-- Task to complete --
Quote every line of the data below as it stands, omitting pictures.

-- Material provided --
[Start]
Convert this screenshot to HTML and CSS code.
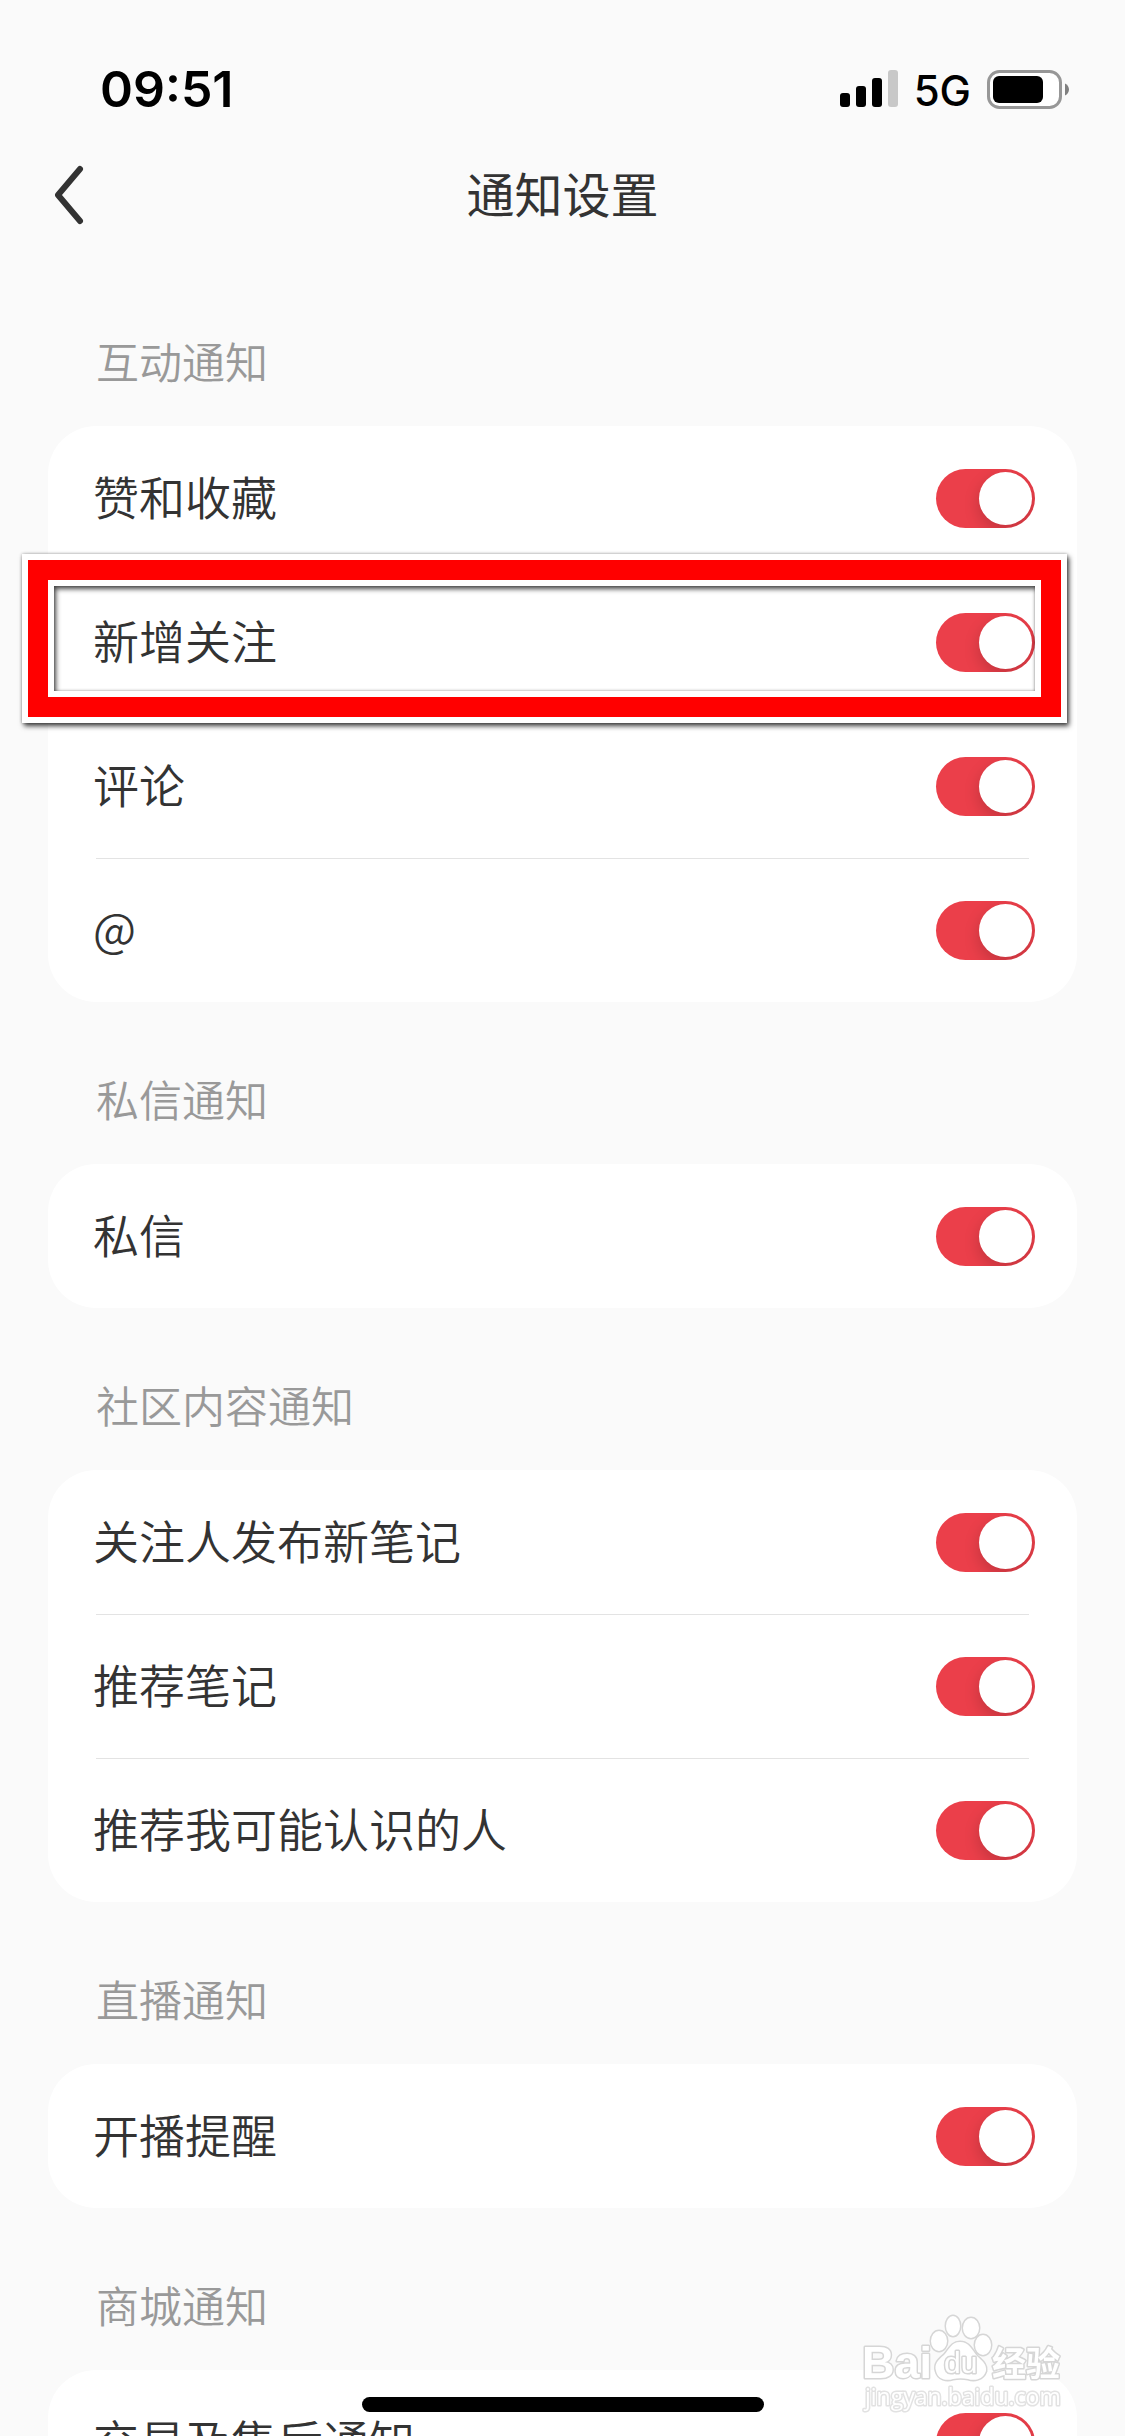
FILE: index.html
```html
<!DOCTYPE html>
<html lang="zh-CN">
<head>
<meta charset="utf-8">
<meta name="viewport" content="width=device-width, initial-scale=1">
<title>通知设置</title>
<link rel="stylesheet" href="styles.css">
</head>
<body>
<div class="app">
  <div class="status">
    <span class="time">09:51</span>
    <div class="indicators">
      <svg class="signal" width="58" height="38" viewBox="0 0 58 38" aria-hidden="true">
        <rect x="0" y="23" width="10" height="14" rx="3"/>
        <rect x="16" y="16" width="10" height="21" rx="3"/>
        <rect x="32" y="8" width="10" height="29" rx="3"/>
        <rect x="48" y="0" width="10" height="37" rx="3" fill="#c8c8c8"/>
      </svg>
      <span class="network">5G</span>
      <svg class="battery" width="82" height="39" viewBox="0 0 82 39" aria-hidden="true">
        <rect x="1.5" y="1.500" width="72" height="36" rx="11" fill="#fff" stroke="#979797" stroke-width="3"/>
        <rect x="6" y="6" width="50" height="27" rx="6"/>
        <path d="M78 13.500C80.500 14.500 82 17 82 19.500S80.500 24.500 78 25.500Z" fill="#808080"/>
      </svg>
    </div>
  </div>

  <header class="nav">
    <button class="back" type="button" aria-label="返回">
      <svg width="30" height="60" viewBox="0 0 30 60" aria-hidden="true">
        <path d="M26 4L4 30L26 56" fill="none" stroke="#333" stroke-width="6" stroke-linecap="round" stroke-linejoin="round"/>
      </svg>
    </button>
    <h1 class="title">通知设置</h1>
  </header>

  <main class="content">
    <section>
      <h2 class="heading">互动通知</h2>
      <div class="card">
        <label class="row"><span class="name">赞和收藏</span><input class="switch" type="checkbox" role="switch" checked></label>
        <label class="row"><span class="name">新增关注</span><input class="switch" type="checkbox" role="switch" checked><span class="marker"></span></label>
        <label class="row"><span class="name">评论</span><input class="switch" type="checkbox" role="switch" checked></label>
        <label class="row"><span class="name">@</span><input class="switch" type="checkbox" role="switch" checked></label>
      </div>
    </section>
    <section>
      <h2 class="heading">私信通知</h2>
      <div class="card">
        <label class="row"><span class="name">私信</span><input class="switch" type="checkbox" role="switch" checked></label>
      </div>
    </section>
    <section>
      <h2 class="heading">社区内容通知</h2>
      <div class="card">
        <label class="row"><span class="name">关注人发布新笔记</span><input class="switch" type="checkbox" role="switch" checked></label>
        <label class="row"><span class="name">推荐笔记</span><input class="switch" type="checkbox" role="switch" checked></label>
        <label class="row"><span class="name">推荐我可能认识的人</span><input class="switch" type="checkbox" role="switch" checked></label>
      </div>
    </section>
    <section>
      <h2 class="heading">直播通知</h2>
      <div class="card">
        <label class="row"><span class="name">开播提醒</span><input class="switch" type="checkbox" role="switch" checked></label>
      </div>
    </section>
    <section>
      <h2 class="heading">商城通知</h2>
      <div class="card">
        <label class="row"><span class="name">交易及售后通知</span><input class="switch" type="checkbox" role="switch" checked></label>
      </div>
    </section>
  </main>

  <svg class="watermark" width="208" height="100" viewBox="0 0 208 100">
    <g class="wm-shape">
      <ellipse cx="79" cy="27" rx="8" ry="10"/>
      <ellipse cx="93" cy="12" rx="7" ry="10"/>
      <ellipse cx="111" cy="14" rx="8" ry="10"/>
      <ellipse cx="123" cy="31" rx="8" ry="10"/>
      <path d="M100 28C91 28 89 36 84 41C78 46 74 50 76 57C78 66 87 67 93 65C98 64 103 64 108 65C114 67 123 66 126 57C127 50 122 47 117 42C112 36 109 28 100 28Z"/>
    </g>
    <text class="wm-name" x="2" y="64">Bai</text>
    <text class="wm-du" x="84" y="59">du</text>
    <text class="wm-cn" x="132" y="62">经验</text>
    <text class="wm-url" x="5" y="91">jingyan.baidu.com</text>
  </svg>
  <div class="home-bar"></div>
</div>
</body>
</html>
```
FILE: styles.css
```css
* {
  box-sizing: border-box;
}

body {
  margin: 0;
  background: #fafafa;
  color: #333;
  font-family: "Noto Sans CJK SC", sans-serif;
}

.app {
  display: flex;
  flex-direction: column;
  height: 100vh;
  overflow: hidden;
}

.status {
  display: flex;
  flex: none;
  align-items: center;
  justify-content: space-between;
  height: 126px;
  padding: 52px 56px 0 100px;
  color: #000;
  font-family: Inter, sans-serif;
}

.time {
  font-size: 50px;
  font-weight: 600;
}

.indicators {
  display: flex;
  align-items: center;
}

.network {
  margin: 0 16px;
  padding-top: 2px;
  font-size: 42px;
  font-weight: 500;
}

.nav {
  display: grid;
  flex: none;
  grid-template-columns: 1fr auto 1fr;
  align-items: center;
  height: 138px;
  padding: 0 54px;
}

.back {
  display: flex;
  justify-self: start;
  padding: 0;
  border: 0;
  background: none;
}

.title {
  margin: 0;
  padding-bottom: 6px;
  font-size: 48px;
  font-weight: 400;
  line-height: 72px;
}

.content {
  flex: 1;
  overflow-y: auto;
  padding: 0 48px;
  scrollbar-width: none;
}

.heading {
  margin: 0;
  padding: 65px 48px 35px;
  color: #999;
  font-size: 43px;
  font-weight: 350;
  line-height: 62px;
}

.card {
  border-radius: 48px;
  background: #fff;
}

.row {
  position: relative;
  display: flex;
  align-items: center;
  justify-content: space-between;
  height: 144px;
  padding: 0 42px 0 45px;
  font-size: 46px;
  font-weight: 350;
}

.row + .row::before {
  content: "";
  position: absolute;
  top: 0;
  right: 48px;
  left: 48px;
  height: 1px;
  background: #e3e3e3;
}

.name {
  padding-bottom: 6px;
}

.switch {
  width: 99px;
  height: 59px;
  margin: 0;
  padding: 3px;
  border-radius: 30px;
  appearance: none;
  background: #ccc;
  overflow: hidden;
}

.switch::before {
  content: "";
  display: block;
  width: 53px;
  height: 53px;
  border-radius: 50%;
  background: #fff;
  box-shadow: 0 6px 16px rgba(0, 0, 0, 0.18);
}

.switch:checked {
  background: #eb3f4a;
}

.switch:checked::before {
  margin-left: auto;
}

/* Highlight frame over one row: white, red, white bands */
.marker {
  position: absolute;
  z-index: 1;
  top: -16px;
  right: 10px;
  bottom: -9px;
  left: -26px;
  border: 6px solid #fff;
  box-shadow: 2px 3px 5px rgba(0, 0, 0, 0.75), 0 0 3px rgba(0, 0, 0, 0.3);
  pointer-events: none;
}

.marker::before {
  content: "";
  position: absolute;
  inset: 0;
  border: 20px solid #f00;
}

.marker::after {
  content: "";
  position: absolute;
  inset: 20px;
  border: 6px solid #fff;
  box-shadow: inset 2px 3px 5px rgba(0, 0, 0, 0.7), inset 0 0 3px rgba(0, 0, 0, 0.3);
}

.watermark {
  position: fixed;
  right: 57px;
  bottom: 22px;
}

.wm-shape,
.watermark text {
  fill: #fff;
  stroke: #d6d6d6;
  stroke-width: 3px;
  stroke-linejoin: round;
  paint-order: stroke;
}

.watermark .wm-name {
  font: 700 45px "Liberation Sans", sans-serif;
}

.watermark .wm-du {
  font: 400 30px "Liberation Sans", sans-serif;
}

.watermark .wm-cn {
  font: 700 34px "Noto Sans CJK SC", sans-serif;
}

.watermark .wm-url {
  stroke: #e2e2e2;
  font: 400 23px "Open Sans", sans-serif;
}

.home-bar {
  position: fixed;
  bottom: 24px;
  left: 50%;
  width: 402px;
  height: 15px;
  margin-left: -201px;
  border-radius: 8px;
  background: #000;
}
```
[End]
-- Result of this exercise --
Convert this screenshot to HTML and CSS code.
FILE: index.html
```html
<!DOCTYPE html>
<html lang="zh-CN">
<head>
<meta charset="utf-8">
<meta name="viewport" content="width=device-width, initial-scale=1">
<title>通知设置</title>
<link rel="stylesheet" href="styles.css">
</head>
<body>
<div class="app">
  <div class="status">
    <span class="time">09:51</span>
    <div class="indicators">
      <svg class="signal" width="58" height="38" viewBox="0 0 58 38" aria-hidden="true">
        <rect x="0" y="23" width="10" height="14" rx="3"/>
        <rect x="16" y="16" width="10" height="21" rx="3"/>
        <rect x="32" y="8" width="10" height="29" rx="3"/>
        <rect x="48" y="0" width="10" height="37" rx="3" fill="#c8c8c8"/>
      </svg>
      <span class="network">5G</span>
      <svg class="battery" width="82" height="39" viewBox="0 0 82 39" aria-hidden="true">
        <rect x="1.5" y="1.500" width="72" height="36" rx="11" fill="#fff" stroke="#979797" stroke-width="3"/>
        <rect x="6" y="6" width="50" height="27" rx="6"/>
        <path d="M78 13.500C80.500 14.500 82 17 82 19.500S80.500 24.500 78 25.500Z" fill="#808080"/>
      </svg>
    </div>
  </div>

  <header class="nav">
    <button class="back" type="button" aria-label="返回">
      <svg width="30" height="60" viewBox="0 0 30 60" aria-hidden="true">
        <path d="M26 4L4 30L26 56" fill="none" stroke="#333" stroke-width="6" stroke-linecap="round" stroke-linejoin="round"/>
      </svg>
    </button>
    <h1 class="title">通知设置</h1>
  </header>

  <main class="content">
    <section>
      <h2 class="heading">互动通知</h2>
      <div class="card">
        <label class="row"><span class="name">赞和收藏</span><input class="switch" type="checkbox" role="switch" checked></label>
        <label class="row"><span class="name">新增关注</span><input class="switch" type="checkbox" role="switch" checked><span class="marker"></span></label>
        <label class="row"><span class="name">评论</span><input class="switch" type="checkbox" role="switch" checked></label>
        <label class="row"><span class="name">@</span><input class="switch" type="checkbox" role="switch" checked></label>
      </div>
    </section>
    <section>
      <h2 class="heading">私信通知</h2>
      <div class="card">
        <label class="row"><span class="name">私信</span><input class="switch" type="checkbox" role="switch" checked></label>
      </div>
    </section>
    <section>
      <h2 class="heading">社区内容通知</h2>
      <div class="card">
        <label class="row"><span class="name">关注人发布新笔记</span><input class="switch" type="checkbox" role="switch" checked></label>
        <label class="row"><span class="name">推荐笔记</span><input class="switch" type="checkbox" role="switch" checked></label>
        <label class="row"><span class="name">推荐我可能认识的人</span><input class="switch" type="checkbox" role="switch" checked></label>
      </div>
    </section>
    <section>
      <h2 class="heading">直播通知</h2>
      <div class="card">
        <label class="row"><span class="name">开播提醒</span><input class="switch" type="checkbox" role="switch" checked></label>
      </div>
    </section>
    <section>
      <h2 class="heading">商城通知</h2>
      <div class="card">
        <label class="row"><span class="name">交易及售后通知</span><input class="switch" type="checkbox" role="switch" checked></label>
      </div>
    </section>
  </main>

  <svg class="watermark" width="208" height="100" viewBox="0 0 208 100">
    <g class="wm-shape">
      <ellipse cx="79" cy="27" rx="8" ry="10"/>
      <ellipse cx="93" cy="12" rx="7" ry="10"/>
      <ellipse cx="111" cy="14" rx="8" ry="10"/>
      <ellipse cx="123" cy="31" rx="8" ry="10"/>
      <path d="M100 28C91 28 89 36 84 41C78 46 74 50 76 57C78 66 87 67 93 65C98 64 103 64 108 65C114 67 123 66 126 57C127 50 122 47 117 42C112 36 109 28 100 28Z"/>
    </g>
    <text class="wm-name" x="2" y="64">Bai</text>
    <text class="wm-du" x="84" y="59">du</text>
    <text class="wm-cn" x="132" y="62">经验</text>
    <text class="wm-url" x="5" y="91">jingyan.baidu.com</text>
  </svg>
  <div class="home-bar"></div>
</div>
</body>
</html>
```
FILE: styles.css
```css
* {
  box-sizing: border-box;
}

body {
  margin: 0;
  background: #fafafa;
  color: #333;
  font-family: "Noto Sans CJK SC", sans-serif;
}

.app {
  display: flex;
  flex-direction: column;
  height: 100vh;
  overflow: hidden;
}

.status {
  display: flex;
  flex: none;
  align-items: center;
  justify-content: space-between;
  height: 126px;
  padding: 52px 56px 0 100px;
  color: #000;
  font-family: Inter, sans-serif;
}

.time {
  font-size: 50px;
  font-weight: 600;
}

.indicators {
  display: flex;
  align-items: center;
}

.network {
  margin: 0 16px;
  padding-top: 2px;
  font-size: 42px;
  font-weight: 500;
}

.nav {
  display: grid;
  flex: none;
  grid-template-columns: 1fr auto 1fr;
  align-items: center;
  height: 138px;
  padding: 0 54px;
}

.back {
  display: flex;
  justify-self: start;
  padding: 0;
  border: 0;
  background: none;
}

.title {
  margin: 0;
  padding-bottom: 6px;
  font-size: 48px;
  font-weight: 400;
  line-height: 72px;
}

.content {
  flex: 1;
  overflow-y: auto;
  padding: 0 48px;
  scrollbar-width: none;
}

.heading {
  margin: 0;
  padding: 65px 48px 35px;
  color: #999;
  font-size: 43px;
  font-weight: 350;
  line-height: 62px;
}

.card {
  border-radius: 48px;
  background: #fff;
}

.row {
  position: relative;
  display: flex;
  align-items: center;
  justify-content: space-between;
  height: 144px;
  padding: 0 42px 0 45px;
  font-size: 46px;
  font-weight: 350;
}

.row + .row::before {
  content: "";
  position: absolute;
  top: 0;
  right: 48px;
  left: 48px;
  height: 1px;
  background: #e3e3e3;
}

.name {
  padding-bottom: 6px;
}

.switch {
  width: 99px;
  height: 59px;
  margin: 0;
  padding: 3px;
  border-radius: 30px;
  appearance: none;
  background: #ccc;
  overflow: hidden;
}

.switch::before {
  content: "";
  display: block;
  width: 53px;
  height: 53px;
  border-radius: 50%;
  background: #fff;
  box-shadow: 0 6px 16px rgba(0, 0, 0, 0.18);
}

.switch:checked {
  background: #eb3f4a;
}

.switch:checked::before {
  margin-left: auto;
}

/* Highlight frame over one row: white, red, white bands */
.marker {
  position: absolute;
  z-index: 1;
  top: -16px;
  right: 10px;
  bottom: -9px;
  left: -26px;
  border: 6px solid #fff;
  box-shadow: 2px 3px 5px rgba(0, 0, 0, 0.75), 0 0 3px rgba(0, 0, 0, 0.3);
  pointer-events: none;
}

.marker::before {
  content: "";
  position: absolute;
  inset: 0;
  border: 20px solid #f00;
}

.marker::after {
  content: "";
  position: absolute;
  inset: 20px;
  border: 6px solid #fff;
  box-shadow: inset 2px 3px 5px rgba(0, 0, 0, 0.7), inset 0 0 3px rgba(0, 0, 0, 0.3);
}

.watermark {
  position: fixed;
  right: 57px;
  bottom: 22px;
}

.wm-shape,
.watermark text {
  fill: #fff;
  stroke: #d6d6d6;
  stroke-width: 3px;
  stroke-linejoin: round;
  paint-order: stroke;
}

.watermark .wm-name {
  font: 700 45px "Liberation Sans", sans-serif;
}

.watermark .wm-du {
  font: 400 30px "Liberation Sans", sans-serif;
}

.watermark .wm-cn {
  font: 700 34px "Noto Sans CJK SC", sans-serif;
}

.watermark .wm-url {
  stroke: #e2e2e2;
  font: 400 23px "Open Sans", sans-serif;
}

.home-bar {
  position: fixed;
  bottom: 24px;
  left: 50%;
  width: 402px;
  height: 15px;
  margin-left: -201px;
  border-radius: 8px;
  background: #000;
}
```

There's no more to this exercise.